Made of Honor
Posted on September 16, 2008 at 8:00 am
“Made of Honor” has gloss and bounce and some of the core elements of a mainstream chick flick/date movie. Sexiest Man Alive runner-up in lead role? Yep, Dr. McDreamy himself. I’ve been a Patrick Dempsey fan since he did the African anteater dance in Can’t Buy Me Love. Does he get his comeuppance? In a romantic comedy, it’s always a good thing if someone gets a comeuppance. Yes, that’s here, too. And much of the movie concerns wedding plans, usually a reliable plot line. Consistent with wedding custom, it has something old (boy meets girl, boy loses girl…), something new (we’ll get back to that later), something borrowed (the plots of “The Wedding Planner,” “My Best Friend’s Wedding,” half a dozen “Friends” episodes featuring Ross and Rachel, etc. etc.), and something blue (some of the humor pushes the PG-13 limits to the edge). But it leaves out a few other essentials.
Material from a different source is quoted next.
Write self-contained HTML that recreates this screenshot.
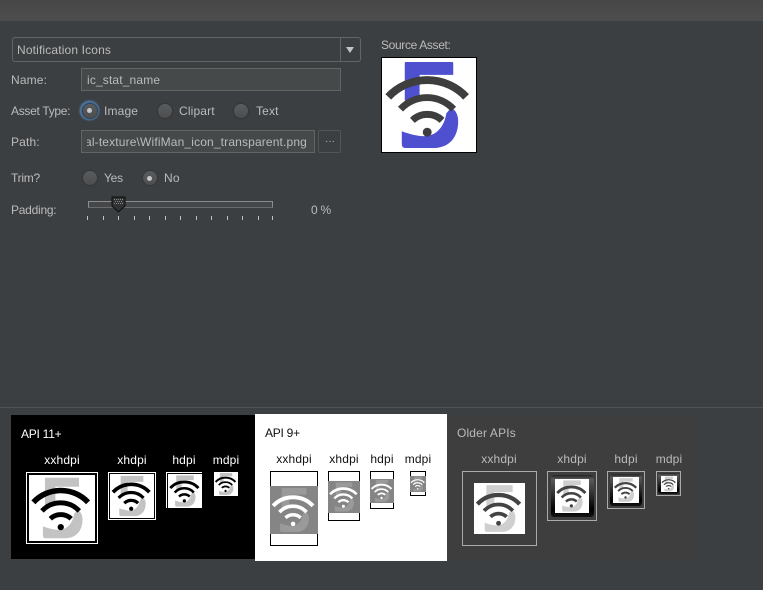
<!DOCTYPE html>
<html><head><meta charset="utf-8">
<style>
html,body{margin:0;padding:0}
body{width:763px;height:590px;background:#3c3f41;position:relative;overflow:hidden;font:12px "Liberation Sans",sans-serif;color:#bbb}
.a{position:absolute}
.t{position:absolute;white-space:nowrap;line-height:14px;letter-spacing:.15px}
.n{letter-spacing:-.25px}
.box{position:absolute;box-sizing:border-box}
.r{position:absolute;width:14px;height:14px;border-radius:50%;background:linear-gradient(#5a5d5f,#4b4d4f);box-shadow:0 0 1px 1px #333537}
.r.s:after{content:"";position:absolute;left:4.500px;top:4.500px;width:5px;height:5px;border-radius:50%;background:#c8c8c8}
.ic{position:absolute;display:block}
.k{--b:#000;--f:#c3c3c3;background:#fff}
.g{--b:#fff;--f:#9a9a9a;background:#858585}
.o{--b:#434343;--f:#cfcfcf;background:#fff}
.dk{position:absolute;box-sizing:border-box;border-radius:3px;background:linear-gradient(#222,#5a5a5a 10%,#363636 40%,#000 82%,#151515)}
.tick{position:absolute;top:216px;width:1px;height:4px;background:#c0c0c0}
</style></head>
<body>
<svg width="0" height="0" style="position:absolute">
<symbol id="w" viewBox="0 0 95 95">
<path d="M24 4H71Q72 4 72 5V17H38V43H23V5Q23 4 24 4Z" fill="var(--f)"/>
<path d="M70 50C75 53 77 58 77 64C77 80 68 91 52 91H24Q20 91 20 87V74C28 77 36 79 43 79C54 79 63 70 65 56Z" fill="var(--f)"/>
<g fill="none" stroke="var(--b)">
<path d="M6.300 39.300A54 54 0 0 1 85 39.300" stroke-width="8"/>
<path d="M18.700 51.700A36.500 36.500 0 0 1 72.300 51.700" stroke-width="7"/>
<path d="M30.700 63A21.700 21.700 0 0 1 60.700 63" stroke-width="7"/>
</g>
<circle cx="45.700" cy="75" r="4.500" fill="var(--b)"/>
</symbol>
</svg>

<div class="a" style="left:0;top:0;width:763px;height:21px;background:linear-gradient(#474747,#4d4d4d)"></div>

<!-- combo -->
<div class="box" style="left:12px;top:37px;width:349px;height:25px;border:1px solid #646464;border-radius:3px;background:#3c3f41"></div>
<div class="a" style="left:340px;top:38px;width:1px;height:23px;background:#646464"></div>
<div class="a" style="left:345.500px;top:47px;width:0;height:0;border-left:4.500px solid transparent;border-right:4.500px solid transparent;border-top:6px solid #c4c4c4"></div>
<div class="t" style="left:17px;top:43px">Notification Icons</div>

<div class="t" style="left:11px;top:73px">Name:</div>
<div class="box" style="left:81px;top:68px;width:260px;height:23px;border:1px solid #646464;background:#45494a"></div>
<div class="t" style="left:87px;top:73px">ic_stat_name</div>

<div class="t" style="left:11px;top:104px;letter-spacing:-.3px">Asset Type:</div>
<div class="a" style="left:80px;top:101px;width:19px;height:19px;border-radius:50%;background:#47729f;box-shadow:0 0 2px #5a8fc4"></div>
<div class="r s" style="left:82.500px;top:103.500px"></div>
<div class="t" style="left:104px;top:104px">Image</div>
<div class="r" style="left:157.500px;top:103.500px"></div>
<div class="t" style="left:179px;top:104px">Clipart</div>
<div class="r" style="left:234px;top:103.500px"></div>
<div class="t" style="left:256px;top:104px">Text</div>

<div class="t" style="left:11px;top:135px">Path:</div>
<div class="box" style="left:81px;top:130px;width:234px;height:23px;border:1px solid #646464;background:#45494a"></div>
<div class="a" style="left:87px;top:131px;width:222px;height:21px;overflow:hidden"><div class="t" style="right:2px;top:4px">ial-texture\WifiMan_icon_transparent.png</div></div>
<div class="box" style="left:318px;top:130px;width:23px;height:23px;border:1px solid #555;border-radius:2px;background:#3c3f41"></div>
<div class="t" style="left:325px;top:135px;font-size:10px;letter-spacing:0">···</div>

<div class="t n" style="left:11px;top:171px">Trim?</div>
<div class="r" style="left:82.500px;top:171px"></div>
<div class="t n" style="left:104px;top:171px">Yes</div>
<div class="r s" style="left:142.500px;top:171px"></div>
<div class="t" style="left:164px;top:171px">No</div>

<div class="t n" style="left:11px;top:203px">Padding:</div>
<div class="box" style="left:88px;top:201px;width:185px;height:7px;border:1px solid #8c8c8c;border-bottom-color:#6a6a6a;background:#45484a"></div>
<svg class="a" style="left:111px;top:196px" width="15" height="17" viewBox="0 0 15 17">
<path d="M1 1H14V10L7.500 16L1 10Z" fill="#303234" stroke="#0c0c0c"/>
<path d="M3 3h1v1H3zM5 3h1v1H5zM7 3h1v1H7zM9 3h1v1H9zM11 3h1v1h-1zM4 5h1v1H4zM6 5h1v1H6zM8 5h1v1H8zM10 5h1v1h-1zM3 7h1v1H3zM5 7h1v1H5zM7 7h1v1H7zM9 7h1v1H9zM11 7h1v1h-1z" fill="#8a8a8a"/>
</svg>
<div class="tick" style="left:87px"></div><div class="tick" style="left:103px"></div><div class="tick" style="left:118px"></div><div class="tick" style="left:134px"></div><div class="tick" style="left:149px"></div><div class="tick" style="left:165px"></div><div class="tick" style="left:180px"></div><div class="tick" style="left:196px"></div><div class="tick" style="left:211px"></div><div class="tick" style="left:227px"></div><div class="tick" style="left:242px"></div><div class="tick" style="left:258px"></div><div class="tick" style="left:272px"></div>
<div class="t n" style="left:311px;top:203px">0 %</div>

<div class="t" style="left:381px;top:38px;letter-spacing:-.35px">Source Asset:</div>
<div class="box" style="left:381px;top:57px;width:96px;height:96px;border:1px solid #000;background:#fff;--b:#3e3e3e;--f:#4f50cf">
<svg class="ic" style="left:0;top:0" width="94" height="94"><use href="#w"/></svg>
</div>

<div class="a" style="left:0;top:407px;width:763px;height:1px;background:#505355"></div>

<!-- API 11+ -->
<div class="a" style="left:11px;top:415px;width:244px;height:144px;background:#000"></div>
<div class="t n" style="left:21px;top:427px;color:#fff">API 11+</div>
<div class="t" style="left:32px;width:60px;text-align:center;top:453px;color:#fff">xxhdpi</div>
<div class="t" style="left:102px;width:60px;text-align:center;top:453px;color:#fff">xhdpi</div>
<div class="t" style="left:154px;width:60px;text-align:center;top:453px;color:#fff">hdpi</div>
<div class="t" style="left:196px;width:60px;text-align:center;top:453px;color:#fff">mdpi</div>

<div class="box" style="left:26px;top:472px;width:72px;height:72px;border:1px solid #fff"></div>
<div class="k a" style="left:29px;top:475px;width:66px;height:66px"><svg class="ic" width="66" height="66"><use href="#w"/></svg></div>
<div class="box" style="left:108px;top:472px;width:48px;height:48px;border:1px solid #fff"></div>
<div class="k a" style="left:110px;top:474px;width:44px;height:44px"><svg class="ic" width="44" height="44"><use href="#w"/></svg></div>
<div class="box" style="left:166px;top:472px;width:36px;height:36px;border:1px solid #fff;border-right:0;border-bottom:0"></div>
<div class="k a" style="left:168px;top:474px;width:34px;height:34px"><svg class="ic" width="34" height="34"><use href="#w"/></svg></div>
<div class="k a" style="left:214px;top:472px;width:24px;height:24px"><svg class="ic" width="24" height="24"><use href="#w"/></svg></div>

<!-- API 9+ -->
<div class="a" style="left:255px;top:414px;width:192px;height:147px;background:#fff"></div>
<div class="t n" style="left:265px;top:426px;color:#111">API 9+</div>
<div class="t" style="left:264px;width:60px;text-align:center;top:452px;color:#111">xxhdpi</div>
<div class="t" style="left:314px;width:60px;text-align:center;top:452px;color:#111">xhdpi</div>
<div class="t" style="left:352px;width:60px;text-align:center;top:452px;color:#111">hdpi</div>
<div class="t" style="left:388px;width:60px;text-align:center;top:452px;color:#111">mdpi</div>

<div class="box" style="left:270px;top:471px;width:48px;height:75px;border:1px solid #000"></div>
<div class="g a" style="left:270px;top:486px;width:48px;height:48px"><svg class="ic" width="48" height="48"><use href="#w"/></svg></div>
<div class="box" style="left:328px;top:471px;width:32px;height:50px;border:1px solid #000"></div>
<div class="g a" style="left:328px;top:481px;width:32px;height:32px"><svg class="ic" width="32" height="32"><use href="#w"/></svg></div>
<div class="box" style="left:370px;top:471px;width:24px;height:38px;border:1px solid #000"></div>
<div class="g a" style="left:370px;top:479px;width:24px;height:24px"><svg class="ic" width="24" height="24"><use href="#w"/></svg></div>
<div class="box" style="left:410px;top:471px;width:16px;height:25px;border:1px solid #000"></div>
<div class="g a" style="left:410px;top:476px;width:16px;height:16px"><svg class="ic" width="16" height="16"><use href="#w"/></svg></div>

<!-- Older -->
<div class="a" style="left:447px;top:415px;width:251px;height:145px;background:#3f3e3e"></div>
<div class="t" style="left:457px;top:426px">Older APIs</div>
<div class="t" style="left:469px;width:60px;text-align:center;top:452px">xxhdpi</div>
<div class="t" style="left:542px;width:60px;text-align:center;top:452px">xhdpi</div>
<div class="t" style="left:596px;width:60px;text-align:center;top:452px">hdpi</div>
<div class="t" style="left:639px;width:60px;text-align:center;top:452px">mdpi</div>

<div class="box" style="left:462px;top:471px;width:75px;height:75px;border:1px solid #aaa"></div>
<div class="o a" style="left:474px;top:483px;width:51px;height:51px"><svg class="ic" width="51" height="51"><use href="#w"/></svg></div>

<div class="box" style="left:547px;top:471px;width:50px;height:50px;border:1px solid #aaa"></div>
<div class="dk" style="left:551px;top:475px;width:43px;height:42px"></div>
<div class="o a" style="left:555px;top:479px;width:34px;height:34px"><svg class="ic" width="34" height="34"><use href="#w"/></svg></div>

<div class="box" style="left:607px;top:471px;width:38px;height:38px;border:1px solid #aaa"></div>
<div class="dk" style="left:610px;top:474px;width:32px;height:32px"></div>
<div class="o a" style="left:613px;top:477px;width:26px;height:26px"><svg class="ic" width="26" height="26"><use href="#w"/></svg></div>

<div class="box" style="left:656px;top:471px;width:25px;height:25px;border:1px solid #aaa"></div>
<div class="dk" style="left:658px;top:473px;width:21px;height:21px"></div>
<div class="o a" style="left:661px;top:476px;width:16px;height:16px"><svg class="ic" width="16" height="16"><use href="#w"/></svg></div>
</body></html>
Ten years after college, Tom still sleeps with as many beautiful women as possible, not-so-gently informing each of them that he has “rules” — no one gets him two nights in a row, no one gets to visit his apartment, no one meets his family, etc. etc. The one constant in his life is his weekly time with college pal Hannah (Michelle Monaghan of “Gone Baby Gone”), his best friend. When she returns from a six-week business trip to Scotland engaged to a bonny broth of a Mr. Right (think the Laird of Right), Tom suddenly realizes that it is Hannah he truly loves. She wants him to be her Maid of Honor and he accepts because he thinks it will help him stop the wedding and prove to Hannah that he’s the one.
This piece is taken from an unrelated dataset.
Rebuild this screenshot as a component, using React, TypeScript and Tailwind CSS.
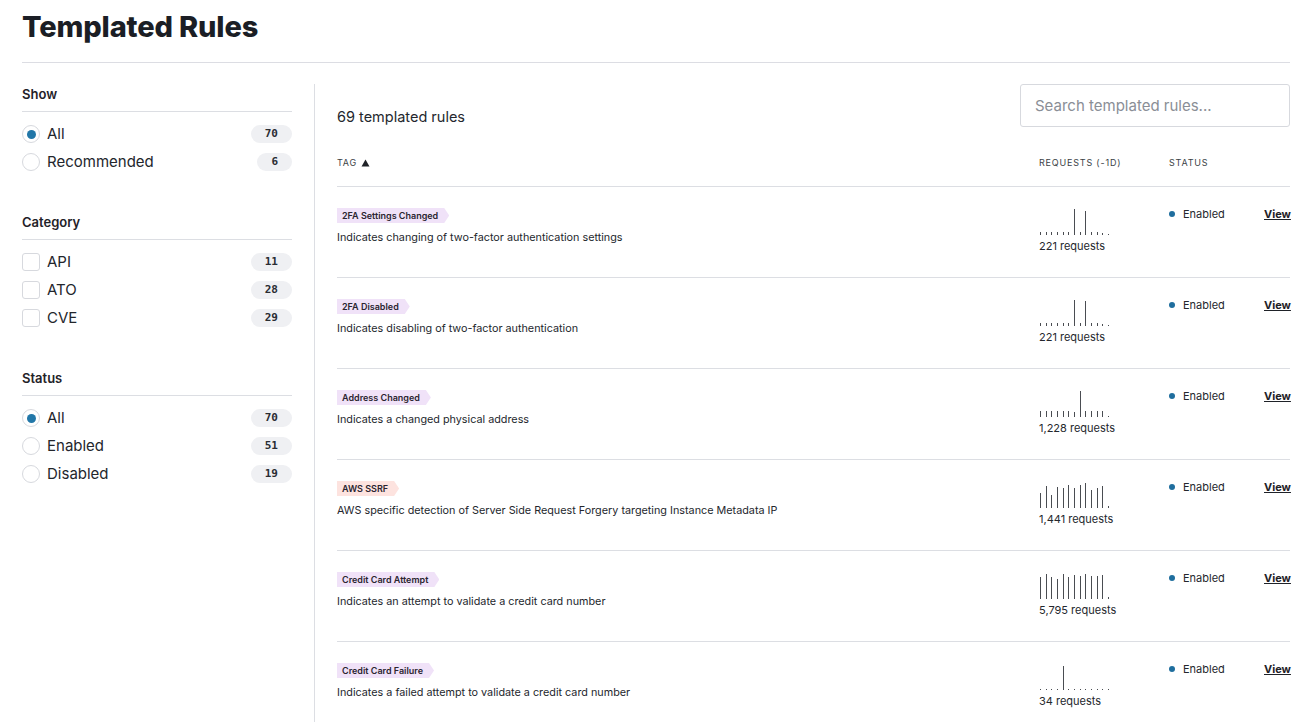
import React from "react";

type Rule = {
  tag: string;
  tone: "purple" | "red";
  desc: string;
  bars: number[];
  requests: string;
};

const rules: Rule[] = [
  {
    tag: "2FA Settings Changed",
    tone: "purple",
    desc: "Indicates changing of two-factor authentication settings",
    bars: [3, 3, 3, 3, 3, 3, 26, 3, 24, 3, 3, 2, 1],
    requests: "221 requests",
  },
  {
    tag: "2FA Disabled",
    tone: "purple",
    desc: "Indicates disabling of two-factor authentication",
    bars: [3, 3, 3, 3, 3, 3, 26, 3, 25, 3, 3, 2, 1],
    requests: "221 requests",
  },
  {
    tag: "Address Changed",
    tone: "purple",
    desc: "Indicates a changed physical address",
    bars: [6, 6, 6, 6, 6, 6, 5, 26, 6, 6, 6, 6, 1],
    requests: "1,228 requests",
  },
  {
    tag: "AWS SSRF",
    tone: "red",
    desc: "AWS specific detection of Server Side Request Forgery targeting Instance Metadata IP",
    bars: [15, 22, 13, 21, 20, 23, 20, 23, 25, 18, 20, 22, 2],
    requests: "1,441 requests",
  },
  {
    tag: "Credit Card Attempt",
    tone: "purple",
    desc: "Indicates an attempt to validate a credit card number",
    bars: [22, 25, 22, 20, 25, 22, 24, 23, 25, 23, 23, 24, 2],
    requests: "5,795 requests",
  },
  {
    tag: "Credit Card Failure",
    tone: "purple",
    desc: "Indicates a failed attempt to validate a credit card number",
    bars: [1, 1, 1, 1, 24, 1, 1, 1, 1, 1, 1, 1, 1],
    requests: "34 requests",
  },
];

const font = { fontFamily: "Inter, 'Noto Sans', sans-serif" };

function Count({ n }: { n: number }) {
  return (
    <span className="flex h-[18px] items-center rounded-full bg-[#eff0f3] px-[14px] font-['DejaVu_Sans_Mono',monospace] text-[11px] font-bold text-[#2a2d33]">
      {n}
    </span>
  );
}

function Radio({ checked }: { checked?: boolean }) {
  return (
    <span className="flex h-[18px] w-[18px] items-center justify-center rounded-full border border-[#d7d9de] bg-white">
      {checked && <span className="h-[9px] w-[9px] rounded-full bg-[#2277a8]" />}
    </span>
  );
}

function Box() {
  return <span className="h-[18px] w-[18px] rounded-[3px] border border-[#d7d9de] bg-white" />;
}

function Option({ label, n, kind, checked }: { label: string; n: number; kind: "radio" | "box"; checked?: boolean }) {
  return (
    <div className="flex h-[28px] items-center">
      {kind === "radio" ? <Radio checked={checked} /> : <Box />}
      <span className="ml-[7px] flex-1 text-[15px] text-[#23262c]">{label}</span>
      <Count n={n} />
    </div>
  );
}

function Group({ title, children, first }: { title: string; children: React.ReactNode; first?: boolean }) {
  return (
    <div className={first ? "" : "mt-[36px]"}>
      <div className="border-b border-[#dcdee3] pb-[7px] text-[13px] font-semibold leading-[20px] text-[#1f2228]">{title}</div>
      <div className="mt-[8px]">{children}</div>
    </div>
  );
}

function Spark({ bars }: { bars: number[] }) {
  return (
    <svg width="74" height="27" viewBox="0 0 74 27" shapeRendering="crispEdges" className="block">
      {bars.map((h, i) => {
        const x = Math.round(1 + i * 5.67);
        return <rect key={i} x={x} y={27 - h} width="1" height={h} fill="#4a4d52" />;
      })}
    </svg>
  );
}

function Tag({ text, tone }: { text: string; tone: "purple" | "red" }) {
  return (
    <span
      className={`flex h-[15px] items-center pl-[5px] pr-[11px] text-[9px] font-semibold text-[#2b2530] [clip-path:polygon(0_0,calc(100%-5px)_0,100%_50%,calc(100%-5px)_100%,0_100%)] ${
        tone === "red" ? "bg-[#fde3df]" : "bg-[#f0e2f8]"
      }`}
    >
      {text}
    </span>
  );
}

function Row({ rule }: { rule: Rule }) {
  return (
    <div className="flex h-[91px] border-b border-[#dcdee3]">
      <div className="flex flex-1 flex-col items-start pt-[21px]">
        <Tag text={rule.tag} tone={rule.tone} />
        <div className="mt-[7px] text-[10.8px] leading-[16px] text-[#24272d]">{rule.desc}</div>
      </div>
      <div className="w-[130px] shrink-0 pt-[21px]">
        <Spark bars={rule.bars} />
        <div className="mt-[4px] text-[11px] leading-[14px] text-[#24272d]">{rule.requests}</div>
      </div>
      <div className="flex w-[95px] shrink-0 items-start pt-[20px]">
        <span className="mt-[4px] h-[6px] w-[6px] rounded-full bg-[#1f6e9e]" />
        <span className="ml-[8px] text-[11px] leading-[14px] text-[#24272d]">Enabled</span>
      </div>
      <div className="max-w-[26px] flex-1 pt-[20px] text-right text-[11px] font-bold leading-[14px] text-[#1f2228] underline">
        View
      </div>
    </div>
  );
}

export default function App() {
  return (
    <div style={font} className="h-[722px] overflow-hidden bg-white pl-[22px] pr-[25px] text-[#1f2228]">
      <div className="border-b border-[#dcdde3] pb-[18px] pt-[10px]">
        <h1 className="text-[29px] font-extrabold leading-[34px] tracking-[-0.005em] text-[#1b1e25]">Templated Rules</h1>
      </div>
      <div className="mt-[21px] flex">
        <aside className="mr-[22px] w-[270px] shrink-0">
          <Group title="Show" first>
            <Option label="All" n={70} kind="radio" checked />
            <Option label="Recommended" n={6} kind="radio" />
          </Group>
          <Group title="Category">
            <Option label="API" n={11} kind="box" />
            <Option label="ATO" n={28} kind="box" />
            <Option label="CVE" n={29} kind="box" />
          </Group>
          <Group title="Status">
            <Option label="All" n={70} kind="radio" checked />
            <Option label="Enabled" n={51} kind="radio" />
            <Option label="Disabled" n={19} kind="radio" />
          </Group>
        </aside>
        <main className="min-h-[700px] flex-1 border-l border-[#dcdee3] pl-[22px]">
          <div className="flex items-end justify-between">
            <div className="text-[14.5px] leading-[20px] text-[#24272d]">69 templated rules</div>
            <input
              className="h-[43px] w-[270px] rounded-[3px] border border-[#d7d9de] px-[14px] text-[15px] text-[#24272d] outline-none placeholder:text-[#8a8e96]"
              placeholder="Search templated rules..."
            />
          </div>
          <div className="flex border-b border-[#dcdee3] pb-[16px] pt-[29px] text-[9px] uppercase leading-[14px] tracking-[0.09em] text-[#3b3f46]">
            <div className="flex flex-1 items-center gap-[4px]">
              TAG
              <svg width="9" height="8" viewBox="0 0 9 8">
                <path d="M4.5 0.5 L8.5 7.5 L0.5 7.5 Z" fill="#1f2228" />
              </svg>
            </div>
            <div className="w-[130px] shrink-0">Requests (-1D)</div>
            <div className="w-[95px] shrink-0">Status</div>
            <div className="w-[26px]" />
          </div>
          {rules.map((r) => (
            <Row key={r.tag} rule={r} />
          ))}
        </main>
      </div>
    </div>
  );
}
Despite Dempsey’s charm and charisma, the character he plays is hard to root for, more a male fantasy than a female one. The screenwriters and director seem mystified by women and sometimes even downright misogynistic, never a good thing in a chick flick. Women all take one look at tom and sigh, endlessly willing to do anything from write their phone numbers on Starbucks coffee cups to jump into (or back into) bed with him, one even yelling “Service me!” Three different times, the movie makes fun of an elderly lady who mistakes a sex toy (glow in the dark!) for a necklace. Not funny even once. Tom is immature and self-centered. He has no job, no interest in anything but hanging out with his basketball-playing buddies, having sex with many different girls, and his weekly date with Hannah, which is primarily about making him feel good. Even when she gets engaged, it never occurs to him to think about what would make her happy. The movie avoids the usual formula of making the designated loser in the marriage sweepstakes obviously wrong for Hannah but forgets to substitute some other reason to root for Tom. As happens too often these days, the movie relies on vulgarity instead of wit, insults instead of banter, and recycled ideas instead of anything fresh. It is so sloppy it does not know the difference between a blog and a post or between a museum conservator and a curator and has homophobic (literally) locker-room humor that would be considered childish by 14-year-olds. When the highlights of the movie are seeing Dempsey juggle china and a wedding video featuring Elizabeth Hasselbeck, you know the script is a couple of bridesmaids short of a wedding party.